Most patients (92.4%) said that it saved them time, and more than half of this group (53.2%) reported that it saved more than 3 hours per visit.

In addition, 95.1% reported that it was important to have the team from Dana-Farber and Brigham and Women's monitoring them as opposed to outside providers, and 87.3% reported reduced out-of-pocket expenses.

Overall, 90% of patients said that VPCC made their healthcare easier and more flexible and convenient; met their medical needs; reduced travel-related stress; and that they received PSA results in a timely manner.

In fiscal year 2015, there were 702 in-person prostate cancer follow-up visits, but after the VPCC was established, the number steadily declined — there were 607 in 2016 and 533 (a 24% reduction) in 2019.

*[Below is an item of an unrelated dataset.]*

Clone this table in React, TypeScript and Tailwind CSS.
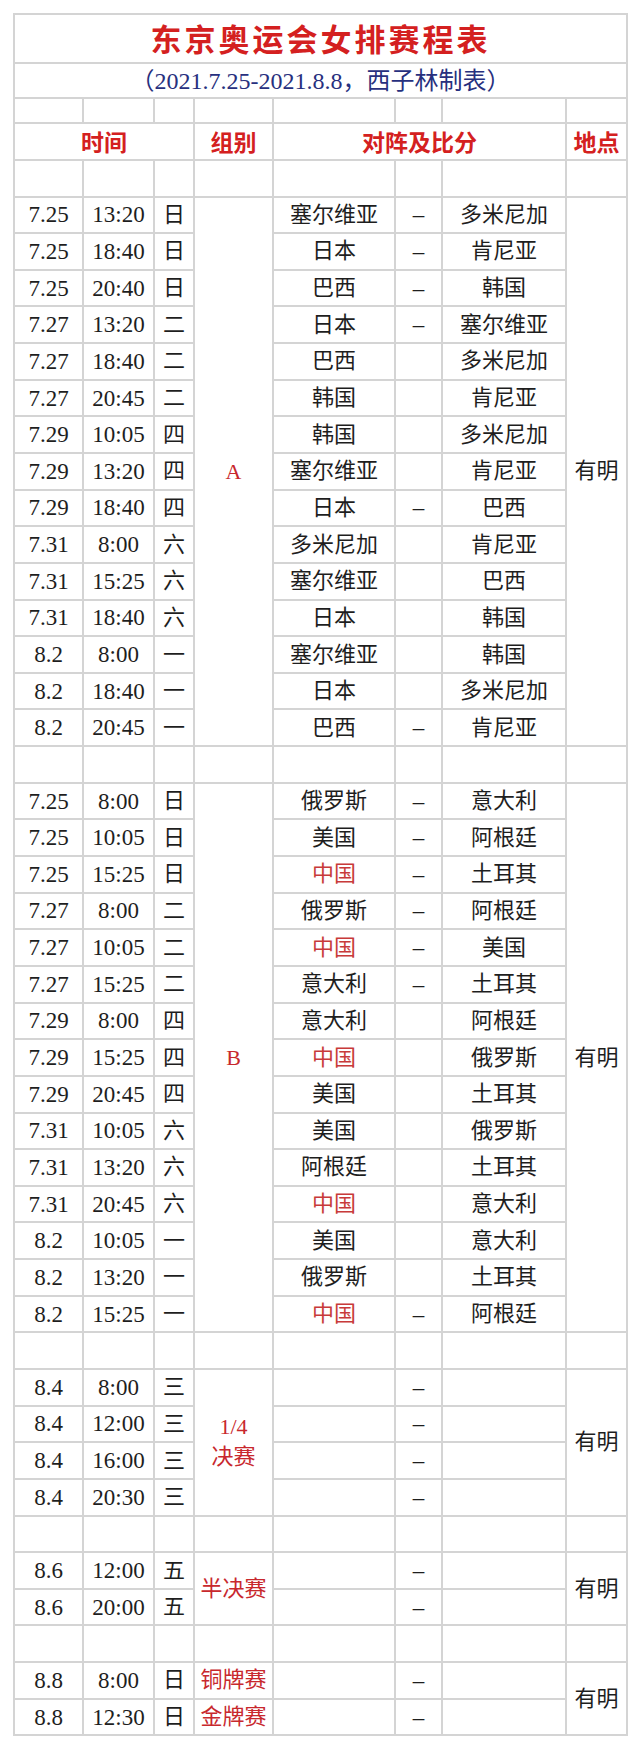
import React from "react";

type Row = { d: string; t: string; w: string; a: string; dash: boolean; b: string };

const rowsA: Row[] = [
  { d: "7.25", t: "13:20", w: "日", a: "塞尔维亚", dash: true, b: "多米尼加" },
  { d: "7.25", t: "18:40", w: "日", a: "日本", dash: true, b: "肯尼亚" },
  { d: "7.25", t: "20:40", w: "日", a: "巴西", dash: true, b: "韩国" },
  { d: "7.27", t: "13:20", w: "二", a: "日本", dash: true, b: "塞尔维亚" },
  { d: "7.27", t: "18:40", w: "二", a: "巴西", dash: false, b: "多米尼加" },
  { d: "7.27", t: "20:45", w: "二", a: "韩国", dash: false, b: "肯尼亚" },
  { d: "7.29", t: "10:05", w: "四", a: "韩国", dash: false, b: "多米尼加" },
  { d: "7.29", t: "13:20", w: "四", a: "塞尔维亚", dash: false, b: "肯尼亚" },
  { d: "7.29", t: "18:40", w: "四", a: "日本", dash: true, b: "巴西" },
  { d: "7.31", t: "8:00", w: "六", a: "多米尼加", dash: false, b: "肯尼亚" },
  { d: "7.31", t: "15:25", w: "六", a: "塞尔维亚", dash: false, b: "巴西" },
  { d: "7.31", t: "18:40", w: "六", a: "日本", dash: false, b: "韩国" },
  { d: "8.2", t: "8:00", w: "一", a: "塞尔维亚", dash: false, b: "韩国" },
  { d: "8.2", t: "18:40", w: "一", a: "日本", dash: false, b: "多米尼加" },
  { d: "8.2", t: "20:45", w: "一", a: "巴西", dash: true, b: "肯尼亚" },
];

const rowsB: Row[] = [
  { d: "7.25", t: "8:00", w: "日", a: "俄罗斯", dash: true, b: "意大利" },
  { d: "7.25", t: "10:05", w: "日", a: "美国", dash: true, b: "阿根廷" },
  { d: "7.25", t: "15:25", w: "日", a: "中国", dash: true, b: "土耳其" },
  { d: "7.27", t: "8:00", w: "二", a: "俄罗斯", dash: true, b: "阿根廷" },
  { d: "7.27", t: "10:05", w: "二", a: "中国", dash: true, b: "美国" },
  { d: "7.27", t: "15:25", w: "二", a: "意大利", dash: true, b: "土耳其" },
  { d: "7.29", t: "8:00", w: "四", a: "意大利", dash: false, b: "阿根廷" },
  { d: "7.29", t: "15:25", w: "四", a: "中国", dash: false, b: "俄罗斯" },
  { d: "7.29", t: "20:45", w: "四", a: "美国", dash: false, b: "土耳其" },
  { d: "7.31", t: "10:05", w: "六", a: "美国", dash: false, b: "俄罗斯" },
  { d: "7.31", t: "13:20", w: "六", a: "阿根廷", dash: false, b: "土耳其" },
  { d: "7.31", t: "20:45", w: "六", a: "中国", dash: false, b: "意大利" },
  { d: "8.2", t: "10:05", w: "一", a: "美国", dash: false, b: "意大利" },
  { d: "8.2", t: "13:20", w: "一", a: "俄罗斯", dash: false, b: "土耳其" },
  { d: "8.2", t: "15:25", w: "一", a: "中国", dash: true, b: "阿根廷" },
];

const td = "border-2 border-[#d4d4d4] text-center align-middle p-0 whitespace-nowrap";
const num = "text-[23px] leading-none";
const zh = "text-[22px] leading-none";
const rowH = "h-[36.65px]";

function EmptyRow({ h }: { h: string }) {
  return (
    <tr className={h}>
      {Array.from({ length: 8 }).map((_, i) => (
        <td key={i} className={td}></td>
      ))}
    </tr>
  );
}

function Team({ name }: { name: string }) {
  return <span className={name === "中国" ? "text-[#c83a3a]" : ""}>{name}</span>;
}

function GroupRows({ rows, group }: { rows: Row[]; group: string }) {
  return (
    <>
      {rows.map((r, i) => (
        <tr key={i} className={rowH}>
          <td className={`${td} ${num}`}>{r.d}</td>
          <td className={`${td} ${num}`}>{r.t}</td>
          <td className={`${td} ${zh}`}>{r.w}</td>
          {i === 0 && (
            <td rowSpan={rows.length} className={`${td} text-[22px] text-[#c8282d]`}>
              {group}
            </td>
          )}
          <td className={`${td} ${zh}`}>
            <Team name={r.a} />
          </td>
          <td className={`${td} ${num}`}>{r.dash ? "–" : ""}</td>
          <td className={`${td} ${zh}`}>{r.b}</td>
          {i === 0 && (
            <td rowSpan={rows.length} className={`${td} ${zh}`}>
              有明
            </td>
          )}
        </tr>
      ))}
    </>
  );
}

type KRow = { d: string; t: string; w: string };

function KnockRows({ rows, label }: { rows: KRow[]; label: React.ReactNode }) {
  return (
    <>
      {rows.map((r, i) => (
        <tr key={i} className={rowH}>
          <td className={`${td} ${num}`}>{r.d}</td>
          <td className={`${td} ${num}`}>{r.t}</td>
          <td className={`${td} ${zh}`}>{r.w}</td>
          {i === 0 && (
            <td rowSpan={rows.length} className={`${td} text-[22px] leading-[30px] text-[#c8282d]`}>
              {label}
            </td>
          )}
          <td className={td}></td>
          <td className={`${td} ${num}`}>–</td>
          <td className={td}></td>
          {i === 0 && (
            <td rowSpan={rows.length} className={`${td} ${zh}`}>
              有明
            </td>
          )}
        </tr>
      ))}
    </>
  );
}

export default function App() {
  return (
    <div className="w-[640px] min-h-[1747px] bg-white pt-[13px] pl-[13px] font-['Liberation_Serif','Noto_Sans_CJK_SC',serif] text-[#1e1e1e]">
      <table className="border-collapse table-fixed w-[613px]">
        <colgroup>
          <col className="w-[69px]" />
          <col className="w-[71px]" />
          <col className="w-[40px]" />
          <col className="w-[79px]" />
          <col className="w-[122px]" />
          <col className="w-[47px]" />
          <col className="w-[124px]" />
          <col className="w-[61px]" />
        </colgroup>
        <tbody>
          <tr className="h-[49px]">
            <td colSpan={8} className={`${td} text-[31px] font-bold tracking-[3px] text-[#d42020] font-['Noto_Sans_CJK_SC',sans-serif]`}>
              东京奥运会女排赛程表
            </td>
          </tr>
          <tr className="h-[35px]">
            <td colSpan={8} className={`${td} text-[24px] leading-none text-[#27307e]`}>
              （2021.7.25-2021.8.8，西子林制表）
            </td>
          </tr>
          <EmptyRow h="h-[25px]" />
          <tr className="h-[36px]">
            <td colSpan={3} className={`${td} text-[23px] font-bold text-[#d42020] font-['Noto_Sans_CJK_SC',sans-serif]`}>
              时间
            </td>
            <td className={`${td} text-[23px] font-bold text-[#d42020] font-['Noto_Sans_CJK_SC',sans-serif]`}>
              组别
            </td>
            <td colSpan={3} className={`${td} text-[23px] font-bold text-[#d42020] font-['Noto_Sans_CJK_SC',sans-serif]`}>
              对阵及比分
            </td>
            <td className={`${td} text-[23px] font-bold text-[#d42020] font-['Noto_Sans_CJK_SC',sans-serif]`}>
              地点
            </td>
          </tr>
          <EmptyRow h="h-[37px]" />
          <GroupRows rows={rowsA} group="A" />
          <EmptyRow h="h-[36.65px]" />
          <GroupRows rows={rowsB} group="B" />
          <EmptyRow h="h-[36.65px]" />
          <KnockRows
            rows={[
              { d: "8.4", t: "8:00", w: "三" },
              { d: "8.4", t: "12:00", w: "三" },
              { d: "8.4", t: "16:00", w: "三" },
              { d: "8.4", t: "20:30", w: "三" },
            ]}
            label={
              <>
                1/4
                <br />
                决赛
              </>
            }
          />
          <EmptyRow h="h-[36.65px]" />
          <KnockRows
            rows={[
              { d: "8.6", t: "12:00", w: "五" },
              { d: "8.6", t: "20:00", w: "五" },
            ]}
            label="半决赛"
          />
          <EmptyRow h="h-[36.65px]" />
          {[
            { d: "8.8", t: "8:00", w: "日", g: "铜牌赛" },
            { d: "8.8", t: "12:30", w: "日", g: "金牌赛" },
          ].map((r, i) => (
            <tr key={i} className={rowH}>
              <td className={`${td} ${num}`}>{r.d}</td>
              <td className={`${td} ${num}`}>{r.t}</td>
              <td className={`${td} ${zh}`}>{r.w}</td>
              <td className={`${td} ${zh} text-[#c8282d]`}>{r.g}</td>
              <td className={td}></td>
              <td className={`${td} ${num}`}>–</td>
              <td className={td}></td>
              {i === 0 && (
                <td rowSpan={2} className={`${td} ${zh}`}>
                  有明
                </td>
              )}
            </tr>
          ))}
        </tbody>
      </table>
    </div>
  );
}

The VPCC also freed up clinician time, and thus increased access to care for new patients. The team notes that consultations for all malignancy types conducted by radiation oncologists that treat genitourinary cancer on the main campus steadily increased. There were 534 such consults in 2015, but after the VPCC opened, this number jumped to 771 (an increase of 44.4%) in 2016, and increased steadily up to 1129 (an increase of 110%) in 2019.

"By fiscal year 2019, consults had more than doubled because the doctors had more time," Boyajian said, "And we have treated 79.3% more patients with prostate cancer."

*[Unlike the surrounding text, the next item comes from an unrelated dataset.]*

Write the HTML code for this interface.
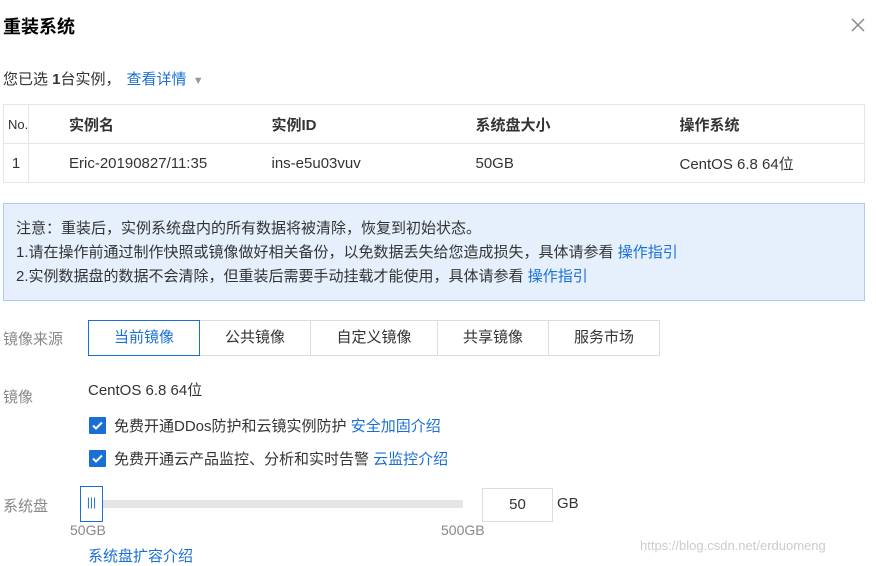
<!DOCTYPE html>
<html><head><meta charset="utf-8"><style>
*{margin:0;padding:0;box-sizing:border-box}
body{width:876px;height:565px;background:#fff;position:relative;overflow:hidden;font-family:"Liberation Sans","Noto Sans CJK SC",sans-serif;font-size:15px;color:#333}
.a{position:absolute;white-space:nowrap}
.b{color:#1a6fd6}
.g{color:#888}
table{position:absolute;left:3px;top:104px;width:862px;border-collapse:collapse;border:1px solid #e5e5e5;table-layout:fixed}
td{height:39px;border-top:1px solid #e5e5e5;padding:0;font-size:15px}
.tab{position:absolute;top:320px;height:36px;border:1px solid #ddd;text-align:center;line-height:34px;font-size:15px;color:#333;background:#fff}
.cb{position:absolute;left:89px;width:17px;height:17px;background:#1a6fd6;border-radius:1px}
</style></head><body>
<div class="a" style="left:3px;top:13px;font-size:18px;font-weight:bold;color:#000">重装系统</div>
<svg class="a" style="left:851px;top:18px" width="14" height="14"><path d="M1 1L13 13M13 1L1 13" stroke="#888" stroke-width="1.5"/></svg>
<div class="a" style="left:3px;top:68px">您已选 <b>1</b>台实例，<span class="b" style="margin-left:6px">查看详情</span> <span style="color:#999;font-size:11px;margin-left:2px">▼</span></div>
<table>
<colgroup><col style="width:25px"><col style="width:243px"><col style="width:204px"><col style="width:204px"><col></colgroup>
<tr style="font-weight:bold"><td style="padding-left:4px;font-size:13px;border-right:1px solid #e5e5e5;font-weight:normal;overflow:hidden">No.</td><td style="padding-left:40px">实例名</td><td>实例ID</td><td>系统盘大小</td><td>操作系统</td></tr>
<tr><td style="text-align:center;border-right:1px solid #e5e5e5">1</td><td style="padding-left:40px">Eric-20190827/11:35</td><td>ins-e5u03vuv</td><td>50GB</td><td>CentOS 6.8 64位</td></tr>
</table>
<div style="position:absolute;left:3px;top:203px;width:862px;height:98px;background:#e5f0fc;border:1px solid #a9cdf2"></div>
<div class="a" style="left:16px;top:217px">注意：重装后，实例系统盘内的所有数据将被清除，恢复到初始状态。</div>
<div class="a" style="left:16px;top:241px">1.请在操作前通过制作快照或镜像做好相关备份，以免数据丢失给您造成损失，具体请参看 <span class="b">操作指引</span></div>
<div class="a" style="left:16px;top:265px">2.实例数据盘的数据不会清除，但重装后需要手动挂载才能使用，具体请参看 <span class="b">操作指引</span></div>
<div class="a g" style="left:3px;top:328px">镜像来源</div>
<div class="tab" style="left:199px;width:112px">公共镜像</div>
<div class="tab" style="left:310px;width:128px">自定义镜像</div>
<div class="tab" style="left:437px;width:112px">共享镜像</div>
<div class="tab" style="left:548px;width:112px">服务市场</div>
<div class="tab" style="left:88px;width:112px;border-color:#1a6fd6;color:#1a6fd6">当前镜像</div>
<div class="a g" style="left:3px;top:386px">镜像</div>
<div class="a" style="left:88px;top:379px">CentOS 6.8 64位</div>
<div class="cb" style="top:417px"><svg width="17" height="17"><path d="M4 8.5l3 3 6-6" stroke="#fff" stroke-width="2" fill="none"/></svg></div>
<div class="a" style="left:114px;top:415px">免费开通DDos防护和云镜实例防护 <span class="b">安全加固介绍</span></div>
<div class="cb" style="top:450px"><svg width="17" height="17"><path d="M4 8.5l3 3 6-6" stroke="#fff" stroke-width="2" fill="none"/></svg></div>
<div class="a" style="left:114px;top:448px">免费开通云产品监控、分析和实时告警 <span class="b">云监控介绍</span></div>
<div class="a g" style="left:3px;top:495px">系统盘</div>
<div style="position:absolute;left:90px;top:500px;width:373px;height:8px;background:#e5e5e5"></div>
<div style="position:absolute;left:80px;top:486px;width:23px;height:36px;border:1px solid #1a6fd6;background:#fff;text-align:center;line-height:30px;color:#1a6fd6;font-size:12px">|||</div>
<div style="position:absolute;left:482px;top:488px;width:71px;height:34px;border:1px solid #ddd;text-align:center;line-height:32px;font-size:15px">50</div>
<div class="a" style="left:557px;top:495px">GB</div>
<div class="a g" style="left:70px;top:522px;font-size:14px">50GB</div>
<div class="a g" style="left:441px;top:522px;font-size:14px">500GB</div>
<div class="a b" style="left:88px;top:545px">系统盘扩容介绍</div>
<div class="a" style="left:640px;top:538px;color:#ccc;font-size:13px">https://blog.csdn.net/erduomeng</div>
</body></html>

Even though there is no reimbursement for VPCC visits, the freeing up of physician time led to them seeing new patients, and that was associated with genitourinary radiation oncology revenue growth of 26.6% in 2016, which increased steadily up to 74.4% for 2019, when compared to pre-VPCC levels.  

"This approach allows a small number of providers to manage a larger patient population, while still ensuring the entire population receives the care they need," Boyajian said.

Broadly Implemented for the Future

Commenting on the study, Jessica Karen Wong, MD, MEng, assistant professor, Department of Radiation Oncology, Fox Chase Cancer Center, Philadelphia, Pennsylvania, explained that the digital telehealth platform reflects a novel way to deliver follow-up care. "This can be particularly useful within the constraints of current COVID-19 restrictions," she said.

"The virtual prostate cancer clinic's digital health model led to high patient satisfaction and clinic time savings. This approach could be broadly implemented in the future to help streamline safe and convenient follow-up for patients in the future," she said.

The VPCC was funded form a Brigham Care Redesign Incubator & Startup Program (BCRISP) grant. Boyajian disclosed that he could have a potential financial benefit from royalties from VPCC DHP commercialization. Wong has disclosed no relevant financial relationships.

American Society for Radiation Oncology (ASTRO) Annual Meeting: Abstract 125. Presented October 26, 2021.